AVITA Medical plans to submit PMA supplement for this new indication to FDA by the end of 2022
AVITA Medical, a regenerative medicine company that is developing and commercializing a technology platform that enables point-of-care autologous skin restoration for multiple unmet needs, today announced topline results from its pivotal randomized, controlled trial evaluating the safety and effectiveness of the RECELL System combined with meshed autograft for reduction of donor skin harvesting in soft tissue reconstruction. Injuries considered for the clinical trial included any full-thickness acute skin defect, such as degloving or peeled back skin injuries, road rash, surgical wounds, and flesh-eating disease.
“Soft-tissue injuries can be challenging to treat and I am very pleased with the outcomes using RECELL – especially the use of less donor skin when treating a variety of injuries,” said Dr. Steven E. Mapula, Assistant Professor of Surgery TCU and Division Chief of Plastic Surgery at John Peter Smith Hospital. “Following FDA approval, I look forward to utilizing RECELL broadly to help patients with a wide variety of soft-tissue injuries.”
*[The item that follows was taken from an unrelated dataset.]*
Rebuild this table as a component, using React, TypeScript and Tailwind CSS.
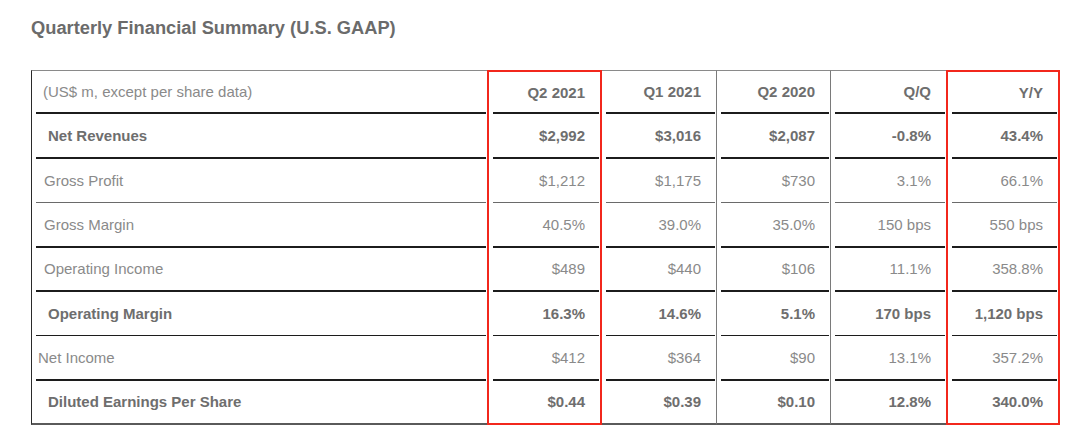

The study design included co-primary endpoints, based on pairwise comparisons where each subject received both RECELL used in combination with widely-meshed skin grafting and the Control treatment of conventional skin grafting; one endpoint had a hypothesis of superiority for donor skin sparing and the other co-primary endpoint had a hypothesis of non-inferiority for healing. Preliminary review of adverse events shows consistency with our years of prior RECELL experience, reinforcing the product’s compelling safety profile. The primary study outcomes are as follows:
- The donor sparing endpoint was met, showing a superior ratio of treated injury area to donor site area (p<0.001) with RECELL versus Control
- The healing endpoint did not reach pre-specified statistical non-inferiority, however, observed values for healing with RECELL were the same or slightly better than Control
“Our study has shown statistically superior donor sparing and comparable healing rates for RECELL treatment of soft tissue injuries and we are confident in moving forward with our plan for a PMA submission later this year,” said Dr. Mike Perry, Chief Executive Officer of AVITA Medical. “The RECELL System has been used to effectively treat serious burn injuries and we anticipate that the RECELL System will be well-positioned to treat patients with soft-tissue injuries, pending FDA review and approval.”
The Company also plans to submit detailed results from the trial for peer-reviewed publication.
Skin grafting is the standard of care for soft tissue reconstruction, including post-trauma and post-surgical skin reconstruction. Skin grafting requires the harvesting of donor skin, resulting in an additional wound to the patient. Significant pain, delayed healing, risk of infection, the need for multiple procedures, discoloration and scarring are associated with donor site wounds. The total addressable market (“TAM”) for soft tissue repair is approximately $1 billion and more than twice as large as the TAM for burns. Further, if FDA approved, the existing reimbursement codes utilized for burn treatment with the RECELL System will apply to this indication.